__PROBLEM DESCRIPTION__:
Provide an exact copy of the data, excluding the images.
+ + + + +
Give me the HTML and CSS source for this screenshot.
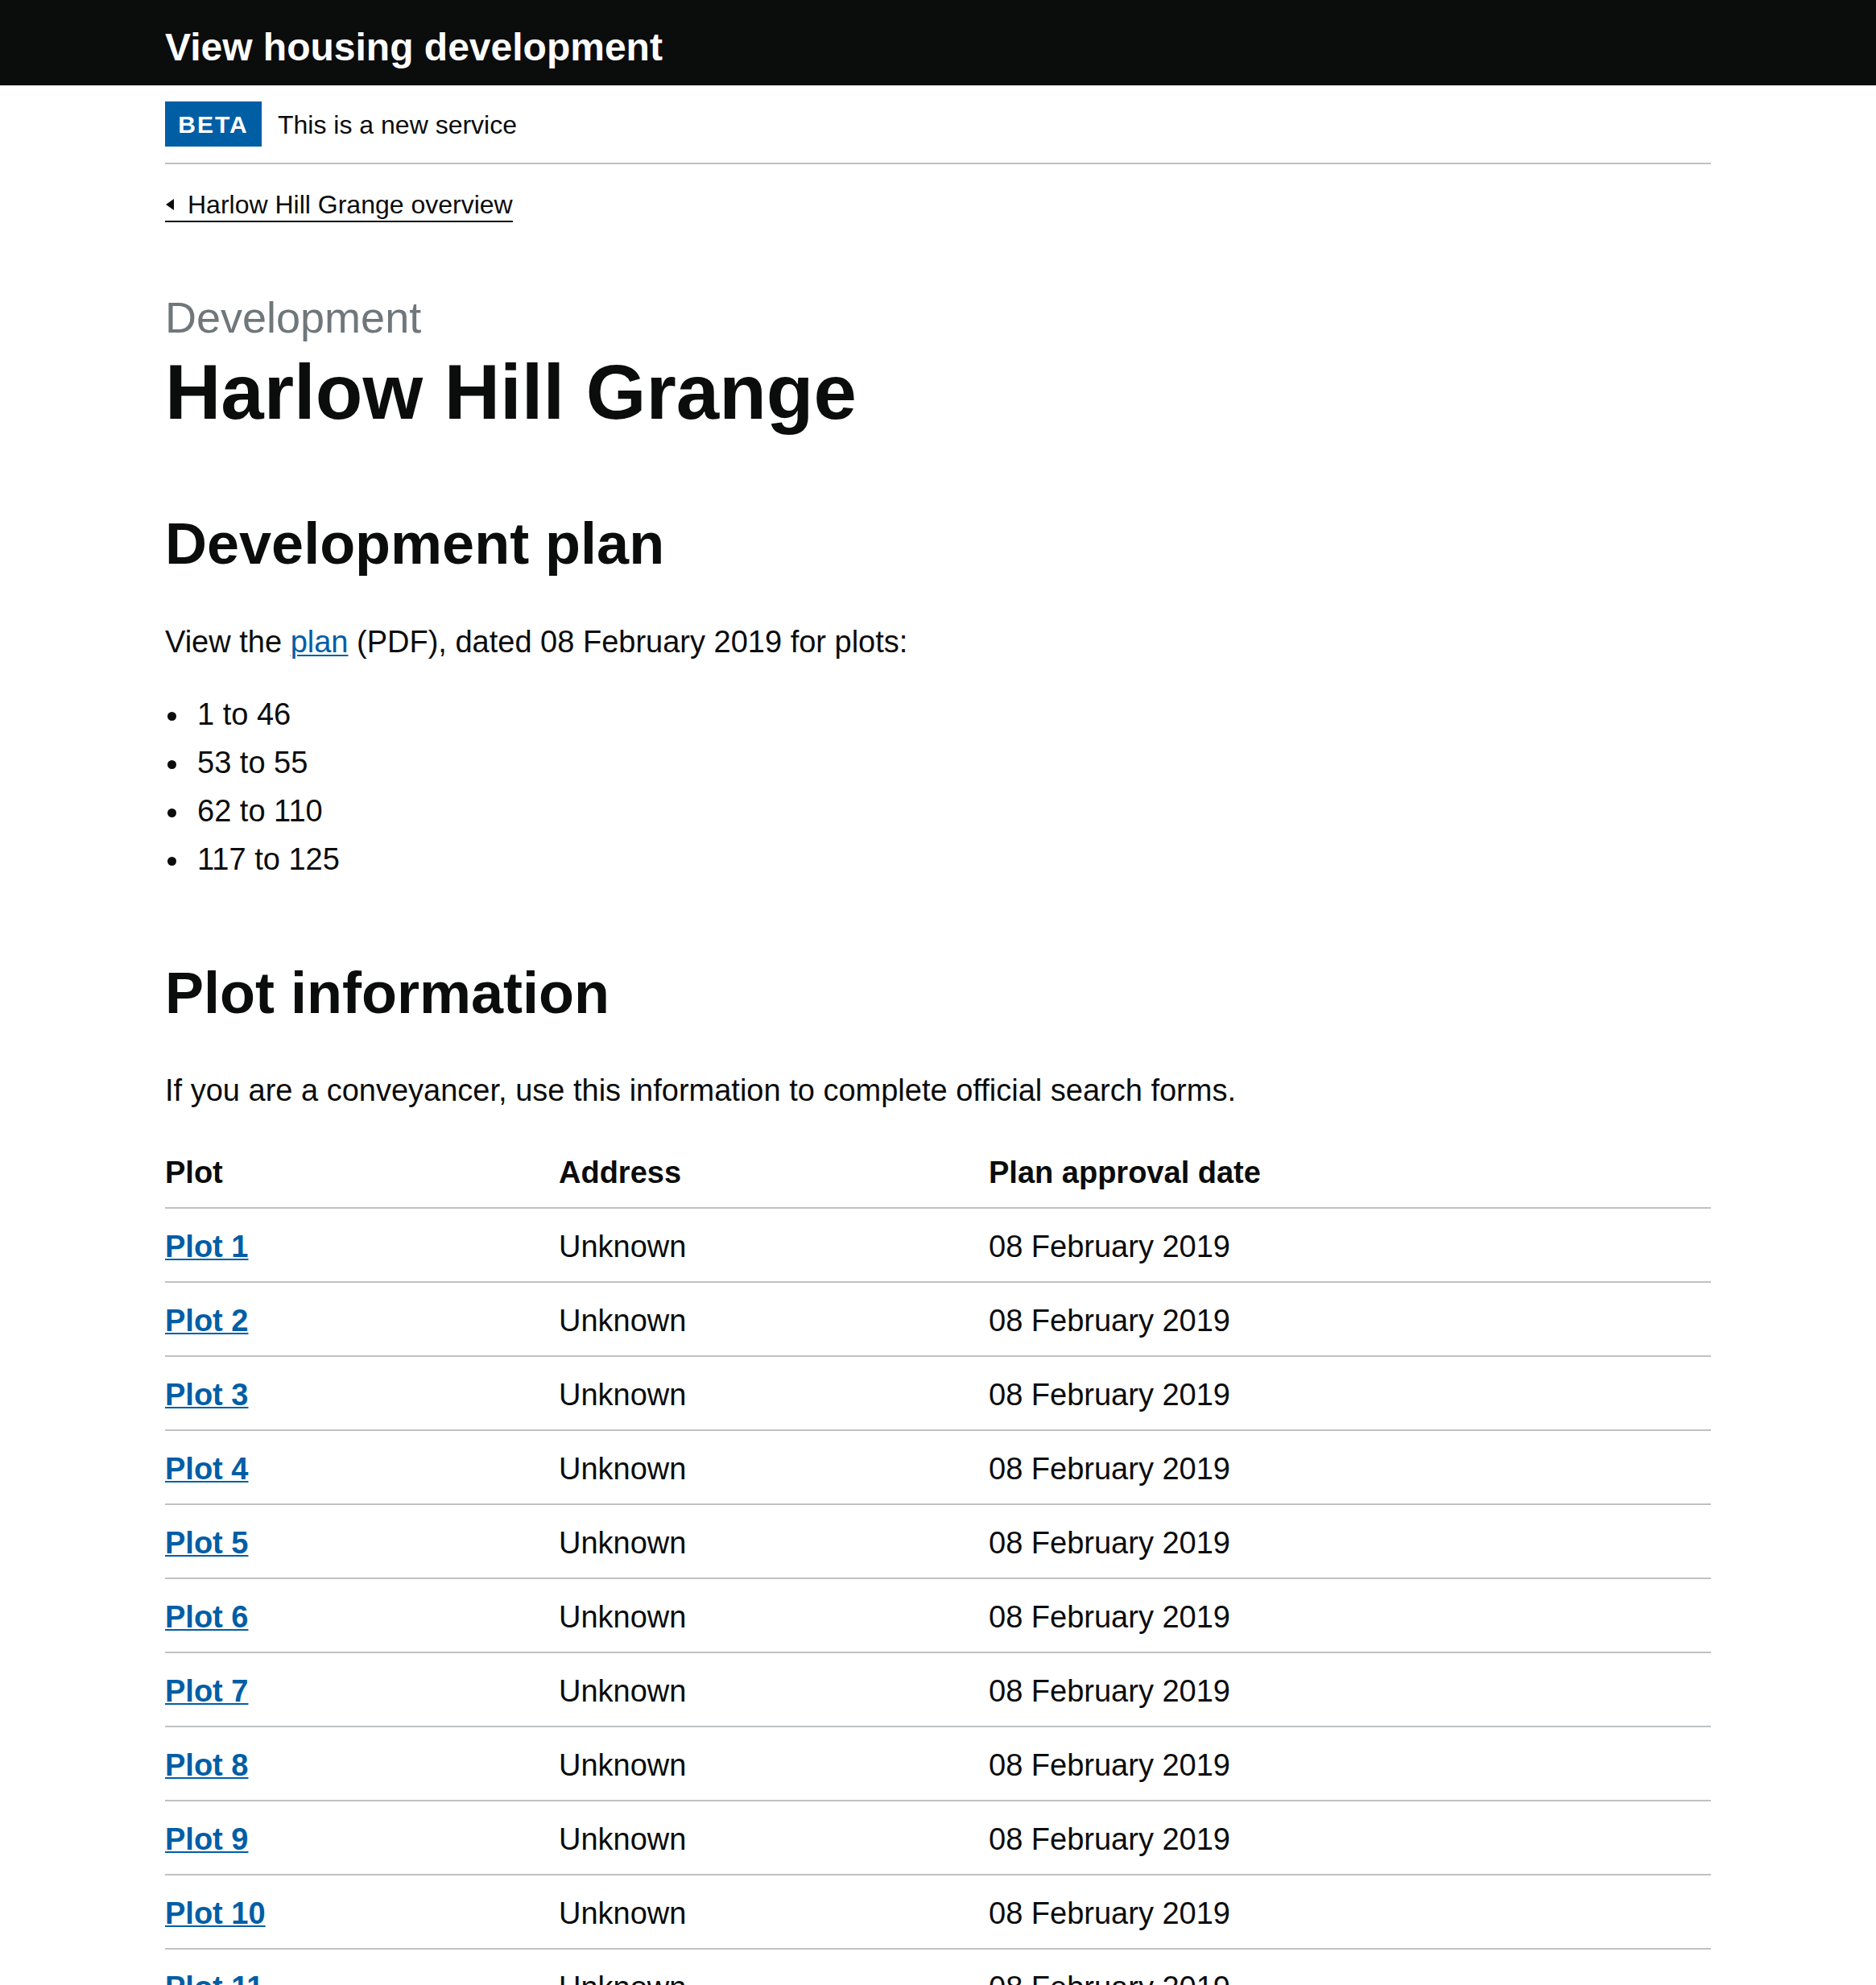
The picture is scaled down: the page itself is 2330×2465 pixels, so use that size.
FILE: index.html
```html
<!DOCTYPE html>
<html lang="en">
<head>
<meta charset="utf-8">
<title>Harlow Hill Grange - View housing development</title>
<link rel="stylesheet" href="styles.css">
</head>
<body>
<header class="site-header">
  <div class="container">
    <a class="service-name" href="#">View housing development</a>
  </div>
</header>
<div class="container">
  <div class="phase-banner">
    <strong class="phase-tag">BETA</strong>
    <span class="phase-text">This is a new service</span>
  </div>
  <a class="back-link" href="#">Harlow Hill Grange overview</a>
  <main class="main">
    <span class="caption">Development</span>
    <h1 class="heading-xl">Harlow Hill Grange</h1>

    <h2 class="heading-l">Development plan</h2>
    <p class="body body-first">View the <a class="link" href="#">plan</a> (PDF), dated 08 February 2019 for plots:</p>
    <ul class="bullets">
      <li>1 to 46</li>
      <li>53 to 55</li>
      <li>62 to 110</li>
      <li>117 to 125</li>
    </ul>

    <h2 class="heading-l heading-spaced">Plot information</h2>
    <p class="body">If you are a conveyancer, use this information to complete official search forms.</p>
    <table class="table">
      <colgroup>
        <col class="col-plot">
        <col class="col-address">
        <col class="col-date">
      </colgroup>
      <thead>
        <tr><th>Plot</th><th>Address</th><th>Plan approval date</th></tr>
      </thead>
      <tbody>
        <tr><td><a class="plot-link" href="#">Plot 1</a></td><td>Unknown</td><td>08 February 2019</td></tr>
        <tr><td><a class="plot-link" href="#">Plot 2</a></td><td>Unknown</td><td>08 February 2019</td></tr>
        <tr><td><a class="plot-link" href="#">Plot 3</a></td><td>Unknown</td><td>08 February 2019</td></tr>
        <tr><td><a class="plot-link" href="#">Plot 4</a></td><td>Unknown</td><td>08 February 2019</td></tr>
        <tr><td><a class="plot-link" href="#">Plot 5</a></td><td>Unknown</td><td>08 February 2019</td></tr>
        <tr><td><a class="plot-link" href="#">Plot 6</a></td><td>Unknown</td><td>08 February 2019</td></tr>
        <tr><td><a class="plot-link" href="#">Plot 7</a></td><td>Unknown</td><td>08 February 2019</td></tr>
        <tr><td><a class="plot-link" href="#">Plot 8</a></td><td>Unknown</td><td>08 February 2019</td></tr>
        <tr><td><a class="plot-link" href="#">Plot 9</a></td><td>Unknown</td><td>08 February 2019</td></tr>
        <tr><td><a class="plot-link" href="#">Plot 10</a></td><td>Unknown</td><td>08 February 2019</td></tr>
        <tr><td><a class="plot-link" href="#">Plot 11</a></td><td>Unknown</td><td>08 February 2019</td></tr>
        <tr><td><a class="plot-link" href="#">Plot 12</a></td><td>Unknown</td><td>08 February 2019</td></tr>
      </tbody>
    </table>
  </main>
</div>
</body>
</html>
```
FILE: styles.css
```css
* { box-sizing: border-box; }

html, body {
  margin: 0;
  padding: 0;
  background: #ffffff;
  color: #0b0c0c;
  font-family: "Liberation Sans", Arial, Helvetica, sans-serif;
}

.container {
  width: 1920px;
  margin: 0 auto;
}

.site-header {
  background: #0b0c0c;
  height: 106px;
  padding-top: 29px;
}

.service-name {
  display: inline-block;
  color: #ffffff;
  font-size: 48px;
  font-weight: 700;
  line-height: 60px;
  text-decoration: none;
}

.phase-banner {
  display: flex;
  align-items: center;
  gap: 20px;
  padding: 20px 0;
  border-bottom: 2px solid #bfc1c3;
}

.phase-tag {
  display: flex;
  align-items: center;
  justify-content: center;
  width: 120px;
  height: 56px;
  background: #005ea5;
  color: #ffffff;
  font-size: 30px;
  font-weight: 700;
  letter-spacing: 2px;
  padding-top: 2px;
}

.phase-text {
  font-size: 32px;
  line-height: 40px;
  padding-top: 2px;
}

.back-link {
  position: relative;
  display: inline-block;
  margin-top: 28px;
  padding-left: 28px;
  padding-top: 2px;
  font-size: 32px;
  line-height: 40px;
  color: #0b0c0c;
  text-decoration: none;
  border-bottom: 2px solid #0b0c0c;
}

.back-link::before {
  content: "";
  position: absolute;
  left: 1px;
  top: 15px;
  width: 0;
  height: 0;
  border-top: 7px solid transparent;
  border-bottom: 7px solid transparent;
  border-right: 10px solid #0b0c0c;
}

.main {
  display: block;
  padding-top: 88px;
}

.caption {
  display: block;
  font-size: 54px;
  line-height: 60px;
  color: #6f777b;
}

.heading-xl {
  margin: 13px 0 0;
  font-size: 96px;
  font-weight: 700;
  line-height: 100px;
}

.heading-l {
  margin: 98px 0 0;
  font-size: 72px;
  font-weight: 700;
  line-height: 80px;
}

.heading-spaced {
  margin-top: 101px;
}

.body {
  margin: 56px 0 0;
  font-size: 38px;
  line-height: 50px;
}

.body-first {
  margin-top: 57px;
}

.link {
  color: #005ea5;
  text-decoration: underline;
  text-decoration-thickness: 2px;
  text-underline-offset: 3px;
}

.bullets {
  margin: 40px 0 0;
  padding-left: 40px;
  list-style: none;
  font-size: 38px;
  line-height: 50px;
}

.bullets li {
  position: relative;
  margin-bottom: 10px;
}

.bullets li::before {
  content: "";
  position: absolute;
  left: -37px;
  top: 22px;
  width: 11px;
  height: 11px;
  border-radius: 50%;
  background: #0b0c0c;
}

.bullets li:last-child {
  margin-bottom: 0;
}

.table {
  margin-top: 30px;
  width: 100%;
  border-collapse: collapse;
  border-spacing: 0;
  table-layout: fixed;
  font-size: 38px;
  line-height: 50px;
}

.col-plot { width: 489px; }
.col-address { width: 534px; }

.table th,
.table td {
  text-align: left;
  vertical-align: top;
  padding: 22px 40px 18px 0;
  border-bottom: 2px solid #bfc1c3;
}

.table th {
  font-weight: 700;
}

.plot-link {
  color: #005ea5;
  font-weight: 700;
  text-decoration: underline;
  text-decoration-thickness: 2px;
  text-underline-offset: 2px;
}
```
+ + + + +
__ANSWER__:
Give me the HTML and CSS source for this screenshot.
The picture is scaled down: the page itself is 2330×2465 pixels, so use that size.
FILE: index.html
```html
<!DOCTYPE html>
<html lang="en">
<head>
<meta charset="utf-8">
<title>Harlow Hill Grange - View housing development</title>
<link rel="stylesheet" href="styles.css">
</head>
<body>
<header class="site-header">
  <div class="container">
    <a class="service-name" href="#">View housing development</a>
  </div>
</header>
<div class="container">
  <div class="phase-banner">
    <strong class="phase-tag">BETA</strong>
    <span class="phase-text">This is a new service</span>
  </div>
  <a class="back-link" href="#">Harlow Hill Grange overview</a>
  <main class="main">
    <span class="caption">Development</span>
    <h1 class="heading-xl">Harlow Hill Grange</h1>

    <h2 class="heading-l">Development plan</h2>
    <p class="body body-first">View the <a class="link" href="#">plan</a> (PDF), dated 08 February 2019 for plots:</p>
    <ul class="bullets">
      <li>1 to 46</li>
      <li>53 to 55</li>
      <li>62 to 110</li>
      <li>117 to 125</li>
    </ul>

    <h2 class="heading-l heading-spaced">Plot information</h2>
    <p class="body">If you are a conveyancer, use this information to complete official search forms.</p>
    <table class="table">
      <colgroup>
        <col class="col-plot">
        <col class="col-address">
        <col class="col-date">
      </colgroup>
      <thead>
        <tr><th>Plot</th><th>Address</th><th>Plan approval date</th></tr>
      </thead>
      <tbody>
        <tr><td><a class="plot-link" href="#">Plot 1</a></td><td>Unknown</td><td>08 February 2019</td></tr>
        <tr><td><a class="plot-link" href="#">Plot 2</a></td><td>Unknown</td><td>08 February 2019</td></tr>
        <tr><td><a class="plot-link" href="#">Plot 3</a></td><td>Unknown</td><td>08 February 2019</td></tr>
        <tr><td><a class="plot-link" href="#">Plot 4</a></td><td>Unknown</td><td>08 February 2019</td></tr>
        <tr><td><a class="plot-link" href="#">Plot 5</a></td><td>Unknown</td><td>08 February 2019</td></tr>
        <tr><td><a class="plot-link" href="#">Plot 6</a></td><td>Unknown</td><td>08 February 2019</td></tr>
        <tr><td><a class="plot-link" href="#">Plot 7</a></td><td>Unknown</td><td>08 February 2019</td></tr>
        <tr><td><a class="plot-link" href="#">Plot 8</a></td><td>Unknown</td><td>08 February 2019</td></tr>
        <tr><td><a class="plot-link" href="#">Plot 9</a></td><td>Unknown</td><td>08 February 2019</td></tr>
        <tr><td><a class="plot-link" href="#">Plot 10</a></td><td>Unknown</td><td>08 February 2019</td></tr>
        <tr><td><a class="plot-link" href="#">Plot 11</a></td><td>Unknown</td><td>08 February 2019</td></tr>
        <tr><td><a class="plot-link" href="#">Plot 12</a></td><td>Unknown</td><td>08 February 2019</td></tr>
      </tbody>
    </table>
  </main>
</div>
</body>
</html>
```
FILE: styles.css
```css
* { box-sizing: border-box; }

html, body {
  margin: 0;
  padding: 0;
  background: #ffffff;
  color: #0b0c0c;
  font-family: "Liberation Sans", Arial, Helvetica, sans-serif;
}

.container {
  width: 1920px;
  margin: 0 auto;
}

.site-header {
  background: #0b0c0c;
  height: 106px;
  padding-top: 29px;
}

.service-name {
  display: inline-block;
  color: #ffffff;
  font-size: 48px;
  font-weight: 700;
  line-height: 60px;
  text-decoration: none;
}

.phase-banner {
  display: flex;
  align-items: center;
  gap: 20px;
  padding: 20px 0;
  border-bottom: 2px solid #bfc1c3;
}

.phase-tag {
  display: flex;
  align-items: center;
  justify-content: center;
  width: 120px;
  height: 56px;
  background: #005ea5;
  color: #ffffff;
  font-size: 30px;
  font-weight: 700;
  letter-spacing: 2px;
  padding-top: 2px;
}

.phase-text {
  font-size: 32px;
  line-height: 40px;
  padding-top: 2px;
}

.back-link {
  position: relative;
  display: inline-block;
  margin-top: 28px;
  padding-left: 28px;
  padding-top: 2px;
  font-size: 32px;
  line-height: 40px;
  color: #0b0c0c;
  text-decoration: none;
  border-bottom: 2px solid #0b0c0c;
}

.back-link::before {
  content: "";
  position: absolute;
  left: 1px;
  top: 15px;
  width: 0;
  height: 0;
  border-top: 7px solid transparent;
  border-bottom: 7px solid transparent;
  border-right: 10px solid #0b0c0c;
}

.main {
  display: block;
  padding-top: 88px;
}

.caption {
  display: block;
  font-size: 54px;
  line-height: 60px;
  color: #6f777b;
}

.heading-xl {
  margin: 13px 0 0;
  font-size: 96px;
  font-weight: 700;
  line-height: 100px;
}

.heading-l {
  margin: 98px 0 0;
  font-size: 72px;
  font-weight: 700;
  line-height: 80px;
}

.heading-spaced {
  margin-top: 101px;
}

.body {
  margin: 56px 0 0;
  font-size: 38px;
  line-height: 50px;
}

.body-first {
  margin-top: 57px;
}

.link {
  color: #005ea5;
  text-decoration: underline;
  text-decoration-thickness: 2px;
  text-underline-offset: 3px;
}

.bullets {
  margin: 40px 0 0;
  padding-left: 40px;
  list-style: none;
  font-size: 38px;
  line-height: 50px;
}

.bullets li {
  position: relative;
  margin-bottom: 10px;
}

.bullets li::before {
  content: "";
  position: absolute;
  left: -37px;
  top: 22px;
  width: 11px;
  height: 11px;
  border-radius: 50%;
  background: #0b0c0c;
}

.bullets li:last-child {
  margin-bottom: 0;
}

.table {
  margin-top: 30px;
  width: 100%;
  border-collapse: collapse;
  border-spacing: 0;
  table-layout: fixed;
  font-size: 38px;
  line-height: 50px;
}

.col-plot { width: 489px; }
.col-address { width: 534px; }

.table th,
.table td {
  text-align: left;
  vertical-align: top;
  padding: 22px 40px 18px 0;
  border-bottom: 2px solid #bfc1c3;
}

.table th {
  font-weight: 700;
}

.plot-link {
  color: #005ea5;
  font-weight: 700;
  text-decoration: underline;
  text-decoration-thickness: 2px;
  text-underline-offset: 2px;
}
```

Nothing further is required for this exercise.